### Material for the task

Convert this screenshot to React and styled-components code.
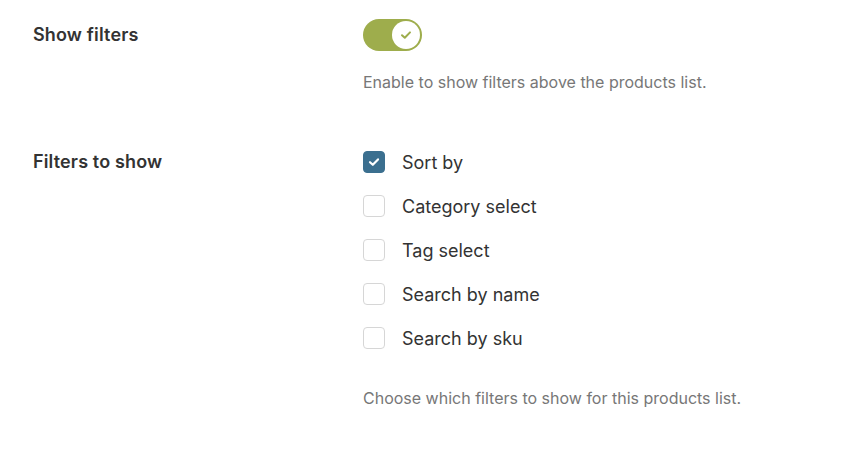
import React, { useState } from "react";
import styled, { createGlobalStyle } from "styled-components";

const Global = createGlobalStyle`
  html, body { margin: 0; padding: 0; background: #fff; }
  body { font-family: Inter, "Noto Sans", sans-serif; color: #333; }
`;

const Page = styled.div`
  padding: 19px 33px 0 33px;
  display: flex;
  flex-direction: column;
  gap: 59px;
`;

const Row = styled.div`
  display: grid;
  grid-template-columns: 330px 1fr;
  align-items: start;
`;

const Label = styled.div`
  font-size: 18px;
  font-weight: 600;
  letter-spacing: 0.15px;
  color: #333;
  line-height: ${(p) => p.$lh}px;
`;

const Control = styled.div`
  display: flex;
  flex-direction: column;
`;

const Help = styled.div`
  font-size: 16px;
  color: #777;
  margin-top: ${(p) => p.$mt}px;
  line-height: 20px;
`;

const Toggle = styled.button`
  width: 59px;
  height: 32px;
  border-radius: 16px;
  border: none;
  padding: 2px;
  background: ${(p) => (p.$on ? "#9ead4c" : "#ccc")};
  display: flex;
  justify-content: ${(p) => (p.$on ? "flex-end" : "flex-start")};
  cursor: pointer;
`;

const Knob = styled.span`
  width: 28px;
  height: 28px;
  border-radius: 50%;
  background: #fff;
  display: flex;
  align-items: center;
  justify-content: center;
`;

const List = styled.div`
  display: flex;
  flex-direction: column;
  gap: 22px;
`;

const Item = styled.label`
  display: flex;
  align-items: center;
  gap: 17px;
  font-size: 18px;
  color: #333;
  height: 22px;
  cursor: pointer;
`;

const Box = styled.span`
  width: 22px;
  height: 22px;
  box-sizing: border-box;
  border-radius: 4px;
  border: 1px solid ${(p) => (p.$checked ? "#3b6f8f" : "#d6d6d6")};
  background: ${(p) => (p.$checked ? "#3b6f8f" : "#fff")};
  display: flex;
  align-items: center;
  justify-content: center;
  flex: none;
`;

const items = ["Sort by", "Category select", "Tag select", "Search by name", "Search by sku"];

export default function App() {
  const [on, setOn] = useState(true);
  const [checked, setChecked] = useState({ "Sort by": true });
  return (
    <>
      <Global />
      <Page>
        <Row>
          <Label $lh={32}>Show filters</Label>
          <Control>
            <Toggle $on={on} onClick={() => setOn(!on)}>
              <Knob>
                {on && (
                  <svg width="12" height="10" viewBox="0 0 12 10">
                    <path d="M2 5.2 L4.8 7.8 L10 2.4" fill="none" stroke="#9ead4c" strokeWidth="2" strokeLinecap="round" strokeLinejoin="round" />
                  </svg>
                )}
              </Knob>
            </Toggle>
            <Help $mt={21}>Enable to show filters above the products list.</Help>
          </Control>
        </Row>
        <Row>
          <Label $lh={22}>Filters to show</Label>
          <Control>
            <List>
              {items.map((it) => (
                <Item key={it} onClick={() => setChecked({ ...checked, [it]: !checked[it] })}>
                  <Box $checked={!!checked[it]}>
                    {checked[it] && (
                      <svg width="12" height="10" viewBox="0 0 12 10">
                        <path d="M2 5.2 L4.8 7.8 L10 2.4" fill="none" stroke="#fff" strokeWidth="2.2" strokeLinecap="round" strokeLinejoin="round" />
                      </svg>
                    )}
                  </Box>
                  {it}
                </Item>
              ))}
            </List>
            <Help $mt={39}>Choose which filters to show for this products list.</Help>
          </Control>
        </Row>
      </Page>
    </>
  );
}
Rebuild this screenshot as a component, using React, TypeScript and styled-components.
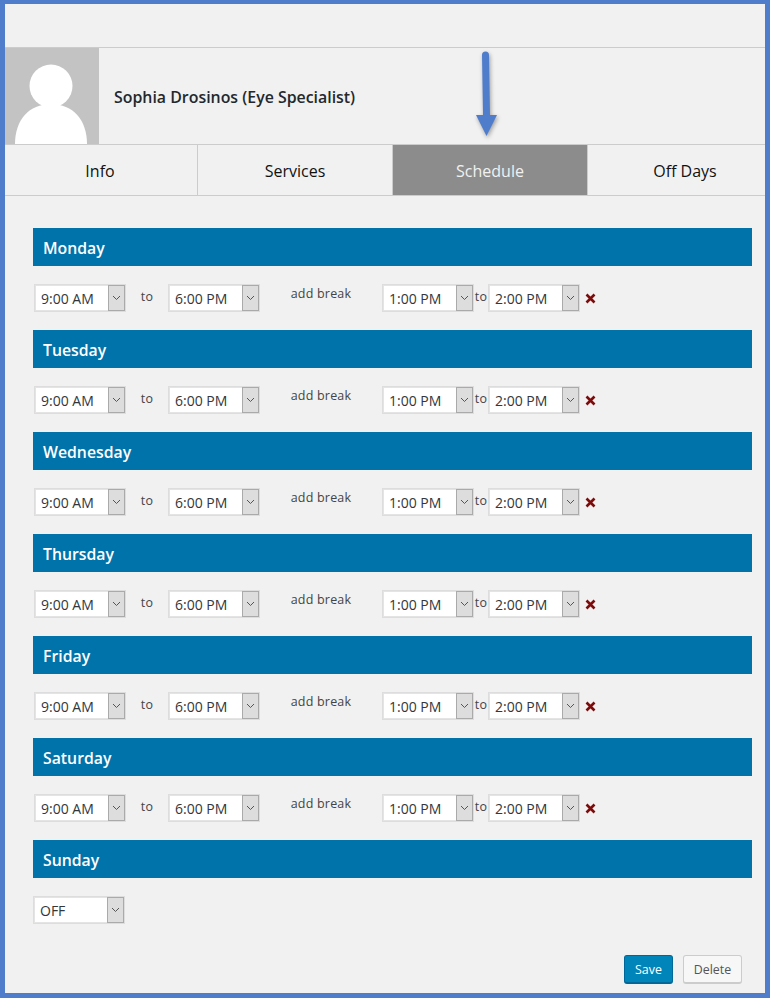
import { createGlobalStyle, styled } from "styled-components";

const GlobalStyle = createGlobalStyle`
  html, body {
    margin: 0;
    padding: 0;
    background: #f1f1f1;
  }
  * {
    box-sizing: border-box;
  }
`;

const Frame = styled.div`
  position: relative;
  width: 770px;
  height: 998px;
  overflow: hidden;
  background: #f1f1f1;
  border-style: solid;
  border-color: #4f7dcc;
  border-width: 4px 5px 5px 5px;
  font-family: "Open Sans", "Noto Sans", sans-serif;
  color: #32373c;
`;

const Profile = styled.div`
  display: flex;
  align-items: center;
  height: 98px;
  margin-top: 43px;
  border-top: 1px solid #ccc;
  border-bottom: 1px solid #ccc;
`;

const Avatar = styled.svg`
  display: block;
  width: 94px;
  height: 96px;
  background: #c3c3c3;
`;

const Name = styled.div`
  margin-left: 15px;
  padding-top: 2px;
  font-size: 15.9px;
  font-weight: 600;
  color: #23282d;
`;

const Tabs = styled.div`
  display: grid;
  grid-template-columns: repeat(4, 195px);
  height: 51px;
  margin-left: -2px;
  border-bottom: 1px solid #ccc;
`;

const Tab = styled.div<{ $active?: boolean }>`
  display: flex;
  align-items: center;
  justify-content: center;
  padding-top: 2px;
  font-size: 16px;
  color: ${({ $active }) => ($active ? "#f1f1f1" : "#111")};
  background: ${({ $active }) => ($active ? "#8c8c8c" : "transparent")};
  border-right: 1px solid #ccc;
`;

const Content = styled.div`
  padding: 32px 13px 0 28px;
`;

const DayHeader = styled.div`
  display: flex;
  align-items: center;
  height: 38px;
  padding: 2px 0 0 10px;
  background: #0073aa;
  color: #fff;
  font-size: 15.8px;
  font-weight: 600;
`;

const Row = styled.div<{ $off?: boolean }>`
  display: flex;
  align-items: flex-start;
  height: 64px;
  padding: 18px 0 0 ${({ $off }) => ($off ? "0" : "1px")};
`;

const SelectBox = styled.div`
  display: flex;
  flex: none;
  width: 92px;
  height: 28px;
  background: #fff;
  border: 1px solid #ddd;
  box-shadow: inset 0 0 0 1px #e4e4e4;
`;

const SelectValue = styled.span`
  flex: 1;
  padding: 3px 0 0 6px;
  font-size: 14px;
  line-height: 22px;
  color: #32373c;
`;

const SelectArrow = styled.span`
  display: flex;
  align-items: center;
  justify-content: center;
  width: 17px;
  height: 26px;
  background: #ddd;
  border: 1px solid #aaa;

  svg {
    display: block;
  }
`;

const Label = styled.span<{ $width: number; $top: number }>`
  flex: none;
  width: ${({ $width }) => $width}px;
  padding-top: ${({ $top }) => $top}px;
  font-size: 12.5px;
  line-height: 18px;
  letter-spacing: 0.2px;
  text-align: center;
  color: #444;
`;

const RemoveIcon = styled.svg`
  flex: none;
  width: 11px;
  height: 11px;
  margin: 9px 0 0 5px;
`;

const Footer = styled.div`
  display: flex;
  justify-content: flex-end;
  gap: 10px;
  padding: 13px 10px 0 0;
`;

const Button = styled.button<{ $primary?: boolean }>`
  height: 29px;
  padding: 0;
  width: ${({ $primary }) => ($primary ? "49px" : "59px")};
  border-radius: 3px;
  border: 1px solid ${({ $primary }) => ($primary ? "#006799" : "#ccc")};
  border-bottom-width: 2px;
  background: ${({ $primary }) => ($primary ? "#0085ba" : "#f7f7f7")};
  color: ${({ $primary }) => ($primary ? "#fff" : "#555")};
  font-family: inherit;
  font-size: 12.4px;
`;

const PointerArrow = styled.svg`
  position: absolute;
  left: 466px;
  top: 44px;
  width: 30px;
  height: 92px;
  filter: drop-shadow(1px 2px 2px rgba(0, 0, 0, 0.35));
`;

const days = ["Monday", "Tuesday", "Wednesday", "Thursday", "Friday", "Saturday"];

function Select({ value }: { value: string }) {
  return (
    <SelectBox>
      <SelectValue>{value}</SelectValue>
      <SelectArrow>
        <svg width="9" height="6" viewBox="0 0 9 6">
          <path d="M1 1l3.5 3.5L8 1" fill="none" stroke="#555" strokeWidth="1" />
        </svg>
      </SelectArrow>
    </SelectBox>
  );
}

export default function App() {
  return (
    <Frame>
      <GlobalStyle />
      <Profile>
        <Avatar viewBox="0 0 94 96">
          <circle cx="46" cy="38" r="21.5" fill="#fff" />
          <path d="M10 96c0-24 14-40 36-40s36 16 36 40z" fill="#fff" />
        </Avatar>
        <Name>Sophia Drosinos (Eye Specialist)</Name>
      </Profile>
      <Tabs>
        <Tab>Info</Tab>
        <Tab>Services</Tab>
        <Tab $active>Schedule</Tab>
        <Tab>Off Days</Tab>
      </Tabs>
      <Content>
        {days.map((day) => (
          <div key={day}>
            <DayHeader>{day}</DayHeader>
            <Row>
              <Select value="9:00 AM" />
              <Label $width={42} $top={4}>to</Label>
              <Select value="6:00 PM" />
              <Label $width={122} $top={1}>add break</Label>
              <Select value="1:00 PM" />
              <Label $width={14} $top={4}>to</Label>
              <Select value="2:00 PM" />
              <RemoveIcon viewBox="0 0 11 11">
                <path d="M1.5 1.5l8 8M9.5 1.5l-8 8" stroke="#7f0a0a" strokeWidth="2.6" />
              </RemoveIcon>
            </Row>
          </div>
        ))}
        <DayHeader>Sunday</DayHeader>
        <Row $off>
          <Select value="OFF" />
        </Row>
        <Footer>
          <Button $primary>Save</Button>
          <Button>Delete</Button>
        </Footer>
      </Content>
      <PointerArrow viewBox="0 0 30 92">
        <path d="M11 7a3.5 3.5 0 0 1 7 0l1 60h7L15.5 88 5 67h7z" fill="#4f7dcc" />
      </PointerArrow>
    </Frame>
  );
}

######

● Instructions for the task
In the lines above, locate the string "screenshot". Copy every line where it occurs.

● Result for this exercise
Convert this screenshot to React and styled-components code.
Rebuild this screenshot as a component, using React, TypeScript and styled-components.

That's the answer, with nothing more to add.